──────── Source excerpt ────────

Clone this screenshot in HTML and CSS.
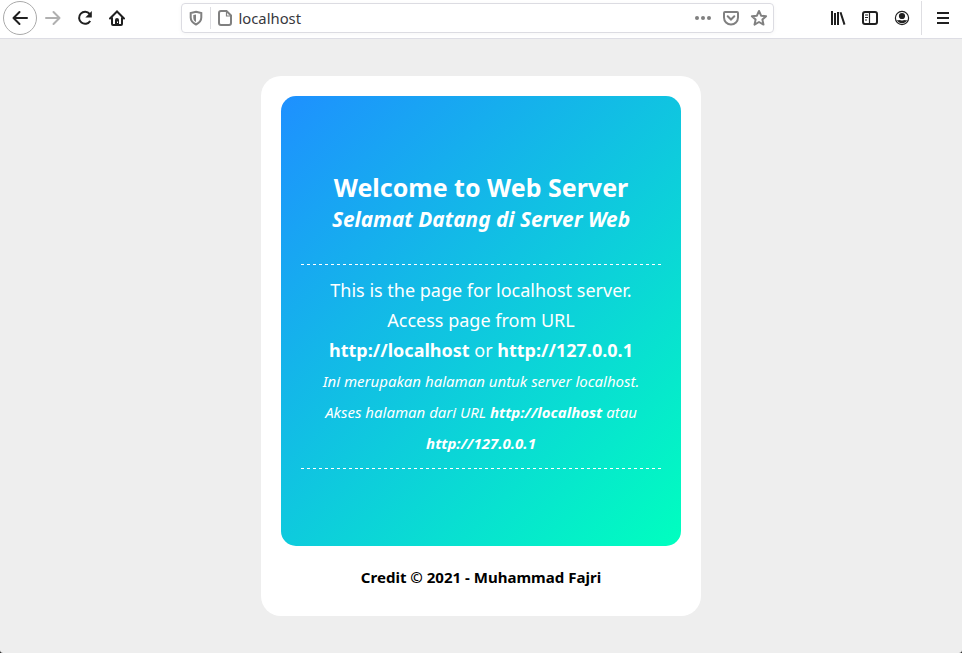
FILE: index.html
```html
<!DOCTYPE html>
<html lang="en">
<head>
<meta charset="utf-8">
<title>localhost</title>
<link rel="stylesheet" href="styles.css">
</head>
<body>
<header class="toolbar">
  <nav class="nav">
    <span class="back"><svg width="18" height="18" viewBox="0 0 18 18"><path d="M16 9H2.500M8.500 3 2.500 9l6 6" stroke-linecap="round" stroke-linejoin="round"/></svg></span>
    <svg class="forward" width="18" height="18" viewBox="0 0 18 18"><path d="M2 9h13.500M9.500 3l6 6-6 6" stroke-linecap="round" stroke-linejoin="round"/></svg>
    <svg width="18" height="18" viewBox="0 0 18 18"><path d="M14.200 12A6 6 0 1 1 13.700 5"/><path class="fill" d="M15.800 2v6.500H9.300z"/></svg>
    <svg width="18" height="18" viewBox="0 0 18 18"><path d="M2 9.500 9 2.500l7 7M4 8.500V15q0 1 1 1h8q1 0 1-1V8.500" stroke-linecap="round"/><path class="fill" d="M7 16v-5q0-2 2-2t2 2v5z"/><path class="slot" d="M9.500 12.500v1.500"/></svg>
  </nav>
  <div class="address">
    <svg class="shield" width="16" height="16" viewBox="0 0 16 16"><path d="M8 1.800 13.300 3v4.500c0 3.500-2.300 5.500-5.300 7-3-1.500-5.300-3.500-5.300-7V3z"/><path class="fill" d="M8 4.500v7.500C6 11 5.300 9.500 5.300 7.500V5z"/></svg>
    <i class="rule"></i>
    <svg class="page" width="16" height="18" viewBox="0 0 16 18"><path d="M4 2h5.500L14 6.500V14q0 2-2 2H4q-2 0-2-2V4q0-2 2-2z"/><path class="thin" d="M9.500 2v5H14"/></svg>
    <span class="url">localhost</span>
    <svg class="dots" width="18" height="18" viewBox="0 0 18 18"><circle cx="3" cy="9" r="2"/><circle cx="9" cy="9" r="2"/><circle cx="15" cy="9" r="2"/></svg>
    <svg width="18" height="18" viewBox="0 0 18 18"><path d="M3 3h12q1 0 1 1v4.500a7 7 0 0 1-14 0V4q0-1 1-1z"/><path d="m5.700 7.200 3.300 3.300 3.300-3.300" stroke-linecap="round"/></svg>
    <svg width="18" height="18" viewBox="0 0 18 18"><path d="m9 2 2.100 4.700 5 .5-3.700 3.400 1.100 5L9 13l-4.500 2.600 1.100-5L1.900 7.200l5-.5z" stroke-linejoin="round"/></svg>
  </div>
  <div class="tools">
    <svg width="18" height="18" viewBox="0 0 18 18"><path d="M3 2v14M6 4v12M9 3v13M11.500 3.300l4 12.300"/></svg>
    <svg width="18" height="18" viewBox="0 0 18 18"><rect x="2" y="3" width="14" height="12" rx="2"/><path class="thin" d="M8.500 3v12M4 6h3M4 8.500h3M4 11h2"/></svg>
    <svg width="18" height="18" viewBox="0 0 18 18"><circle class="thin" cx="9" cy="9" r="6.600"/><circle class="fill" cx="9" cy="7" r="3.100"/><path class="fill" d="M4 11q2 .3 3 0 2 1.200 4 0 1 .3 3 0-1.500 3.300-5 3.300T4 11z"/></svg>
    <i class="rule"></i>
    <svg width="18" height="18" viewBox="0 0 18 18"><path d="M3 4h12M3 9h12M3 14h12"/></svg>
  </div>
</header>
<main class="card">
  <section class="panel">
    <h1>Welcome to Web Server</h1>
    <h2>Selamat Datang di Server Web</h2>
    <div class="message">
      <p>This is the page for localhost server. Access page from URL <b>http://localhost</b> or <b>http://127.0.0.1</b></p>
      <p class="translation">Ini merupakan halaman untuk server localhost. Akses halaman dari URL <b>http://localhost</b> atau <b>http://127.0.0.1</b></p>
    </div>
  </section>
  <footer>Credit © 2021 - Muhammad Fajri</footer>
</main>
</body>
</html>
```
FILE: styles.css
```css
* { box-sizing: border-box; }
html { background: #222; }
body {
  margin: 0;
  height: 653px;
  overflow: hidden;
  background: #eee;
  border-radius: 0 0 3px 3px;
  font-family: "Noto Sans", sans-serif;
}
.toolbar {
  height: 39px;
  display: flex;
  background: #fff;
  border-bottom: 1px solid #dddde4;
}
svg {
  flex: none;
  fill: none;
  stroke: #202020;
  stroke-width: 2;
}
svg .fill { fill: #202020; stroke: none; }
svg .thin { stroke-width: 1.2; }
svg .slot { stroke: #fff; stroke-width: 1; }
.nav {
  width: 181px;
  height: 36px;
  padding-left: 3px;
  display: flex;
  align-items: center;
  gap: 14px;
}
.back {
  width: 34px;
  height: 34px;
  margin-right: -7px;
  border: 1px solid #aaa;
  border-radius: 50%;
  display: grid;
  place-items: center;
}
.nav .forward { stroke: #b0b0b0; }
.address {
  width: 593px;
  height: 30px;
  margin-top: 3px;
  padding: 0 5px 0 6px;
  display: flex;
  align-items: center;
  border: 1px solid #dcdce2;
  border-radius: 4px;
  box-shadow: 0 1px 4px rgba(0, 0, 0, .04);
}
.address svg { stroke: #808080; margin-left: 10px; }
.address .shield, .address .page { margin-left: 0; }
.address .fill, .address .dots { fill: #808080; stroke: none; }
.rule { width: 1px; background: #dedee2; }
.address .rule { height: 22px; margin: 0 6px; }
.url { flex: 1; margin-left: 5.5px; font-size: 14.8px; line-height: 20px; color: #38383d; }
.tools {
  height: 36px;
  margin-left: 55px;
  display: flex;
  align-items: center;
  gap: 14px;
}
.tools .rule { height: 34px; margin: 0 -2px 0 -4px; }
.card {
  width: 440px;
  height: 540px;
  margin: 37px auto 0;
  padding: 20px;
  background: #fff;
  border-radius: 20px;
  text-align: center;
}
.panel {
  height: 450px;
  padding: 73px 20px 0;
  border-radius: 15px;
  background: linear-gradient(135deg, #1e90ff, #00ffbf);
  color: #fff;
}
h1, h2, p { margin: 0; }
h1 { font-size: 25px; line-height: 36px; }
h2 { font-size: 20.83px; line-height: 28px; font-style: italic; }
.message {
  --dashes: repeating-linear-gradient(90deg, #fff 0 3px, transparent 3px 5.95px);
  height: 205px;
  margin-top: 31px;
  padding: 11px 20px 0;
  background: var(--dashes) top / 100% 1px no-repeat, var(--dashes) bottom / 100% 1px no-repeat;
  font-size: 18px;
  line-height: 30px;
}
.translation { margin-top: 1px; font-size: 15px; line-height: 31px; font-style: italic; }
footer { padding-top: 19px; font-size: 15.04px; line-height: 24px; font-weight: 700; color: #000; }
```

────────

## What you will do
Copy the listing exactly. Any image in it stays out of the copy.

## Output of the exercise
Clone this screenshot in HTML and CSS.
FILE: index.html
```html
<!DOCTYPE html>
<html lang="en">
<head>
<meta charset="utf-8">
<title>localhost</title>
<link rel="stylesheet" href="styles.css">
</head>
<body>
<header class="toolbar">
  <nav class="nav">
    <span class="back"><svg width="18" height="18" viewBox="0 0 18 18"><path d="M16 9H2.500M8.500 3 2.500 9l6 6" stroke-linecap="round" stroke-linejoin="round"/></svg></span>
    <svg class="forward" width="18" height="18" viewBox="0 0 18 18"><path d="M2 9h13.500M9.500 3l6 6-6 6" stroke-linecap="round" stroke-linejoin="round"/></svg>
    <svg width="18" height="18" viewBox="0 0 18 18"><path d="M14.200 12A6 6 0 1 1 13.700 5"/><path class="fill" d="M15.800 2v6.500H9.300z"/></svg>
    <svg width="18" height="18" viewBox="0 0 18 18"><path d="M2 9.500 9 2.500l7 7M4 8.500V15q0 1 1 1h8q1 0 1-1V8.500" stroke-linecap="round"/><path class="fill" d="M7 16v-5q0-2 2-2t2 2v5z"/><path class="slot" d="M9.500 12.500v1.500"/></svg>
  </nav>
  <div class="address">
    <svg class="shield" width="16" height="16" viewBox="0 0 16 16"><path d="M8 1.800 13.300 3v4.500c0 3.500-2.300 5.500-5.300 7-3-1.500-5.300-3.500-5.300-7V3z"/><path class="fill" d="M8 4.500v7.500C6 11 5.300 9.500 5.300 7.500V5z"/></svg>
    <i class="rule"></i>
    <svg class="page" width="16" height="18" viewBox="0 0 16 18"><path d="M4 2h5.500L14 6.500V14q0 2-2 2H4q-2 0-2-2V4q0-2 2-2z"/><path class="thin" d="M9.500 2v5H14"/></svg>
    <span class="url">localhost</span>
    <svg class="dots" width="18" height="18" viewBox="0 0 18 18"><circle cx="3" cy="9" r="2"/><circle cx="9" cy="9" r="2"/><circle cx="15" cy="9" r="2"/></svg>
    <svg width="18" height="18" viewBox="0 0 18 18"><path d="M3 3h12q1 0 1 1v4.500a7 7 0 0 1-14 0V4q0-1 1-1z"/><path d="m5.700 7.200 3.300 3.300 3.300-3.300" stroke-linecap="round"/></svg>
    <svg width="18" height="18" viewBox="0 0 18 18"><path d="m9 2 2.100 4.700 5 .5-3.700 3.400 1.100 5L9 13l-4.500 2.600 1.100-5L1.900 7.200l5-.5z" stroke-linejoin="round"/></svg>
  </div>
  <div class="tools">
    <svg width="18" height="18" viewBox="0 0 18 18"><path d="M3 2v14M6 4v12M9 3v13M11.500 3.300l4 12.300"/></svg>
    <svg width="18" height="18" viewBox="0 0 18 18"><rect x="2" y="3" width="14" height="12" rx="2"/><path class="thin" d="M8.500 3v12M4 6h3M4 8.500h3M4 11h2"/></svg>
    <svg width="18" height="18" viewBox="0 0 18 18"><circle class="thin" cx="9" cy="9" r="6.600"/><circle class="fill" cx="9" cy="7" r="3.100"/><path class="fill" d="M4 11q2 .3 3 0 2 1.200 4 0 1 .3 3 0-1.500 3.300-5 3.300T4 11z"/></svg>
    <i class="rule"></i>
    <svg width="18" height="18" viewBox="0 0 18 18"><path d="M3 4h12M3 9h12M3 14h12"/></svg>
  </div>
</header>
<main class="card">
  <section class="panel">
    <h1>Welcome to Web Server</h1>
    <h2>Selamat Datang di Server Web</h2>
    <div class="message">
      <p>This is the page for localhost server. Access page from URL <b>http://localhost</b> or <b>http://127.0.0.1</b></p>
      <p class="translation">Ini merupakan halaman untuk server localhost. Akses halaman dari URL <b>http://localhost</b> atau <b>http://127.0.0.1</b></p>
    </div>
  </section>
  <footer>Credit © 2021 - Muhammad Fajri</footer>
</main>
</body>
</html>
```
FILE: styles.css
```css
* { box-sizing: border-box; }
html { background: #222; }
body {
  margin: 0;
  height: 653px;
  overflow: hidden;
  background: #eee;
  border-radius: 0 0 3px 3px;
  font-family: "Noto Sans", sans-serif;
}
.toolbar {
  height: 39px;
  display: flex;
  background: #fff;
  border-bottom: 1px solid #dddde4;
}
svg {
  flex: none;
  fill: none;
  stroke: #202020;
  stroke-width: 2;
}
svg .fill { fill: #202020; stroke: none; }
svg .thin { stroke-width: 1.2; }
svg .slot { stroke: #fff; stroke-width: 1; }
.nav {
  width: 181px;
  height: 36px;
  padding-left: 3px;
  display: flex;
  align-items: center;
  gap: 14px;
}
.back {
  width: 34px;
  height: 34px;
  margin-right: -7px;
  border: 1px solid #aaa;
  border-radius: 50%;
  display: grid;
  place-items: center;
}
.nav .forward { stroke: #b0b0b0; }
.address {
  width: 593px;
  height: 30px;
  margin-top: 3px;
  padding: 0 5px 0 6px;
  display: flex;
  align-items: center;
  border: 1px solid #dcdce2;
  border-radius: 4px;
  box-shadow: 0 1px 4px rgba(0, 0, 0, .04);
}
.address svg { stroke: #808080; margin-left: 10px; }
.address .shield, .address .page { margin-left: 0; }
.address .fill, .address .dots { fill: #808080; stroke: none; }
.rule { width: 1px; background: #dedee2; }
.address .rule { height: 22px; margin: 0 6px; }
.url { flex: 1; margin-left: 5.5px; font-size: 14.8px; line-height: 20px; color: #38383d; }
.tools {
  height: 36px;
  margin-left: 55px;
  display: flex;
  align-items: center;
  gap: 14px;
}
.tools .rule { height: 34px; margin: 0 -2px 0 -4px; }
.card {
  width: 440px;
  height: 540px;
  margin: 37px auto 0;
  padding: 20px;
  background: #fff;
  border-radius: 20px;
  text-align: center;
}
.panel {
  height: 450px;
  padding: 73px 20px 0;
  border-radius: 15px;
  background: linear-gradient(135deg, #1e90ff, #00ffbf);
  color: #fff;
}
h1, h2, p { margin: 0; }
h1 { font-size: 25px; line-height: 36px; }
h2 { font-size: 20.83px; line-height: 28px; font-style: italic; }
.message {
  --dashes: repeating-linear-gradient(90deg, #fff 0 3px, transparent 3px 5.95px);
  height: 205px;
  margin-top: 31px;
  padding: 11px 20px 0;
  background: var(--dashes) top / 100% 1px no-repeat, var(--dashes) bottom / 100% 1px no-repeat;
  font-size: 18px;
  line-height: 30px;
}
.translation { margin-top: 1px; font-size: 15px; line-height: 31px; font-style: italic; }
footer { padding-top: 19px; font-size: 15.04px; line-height: 24px; font-weight: 700; color: #000; }
```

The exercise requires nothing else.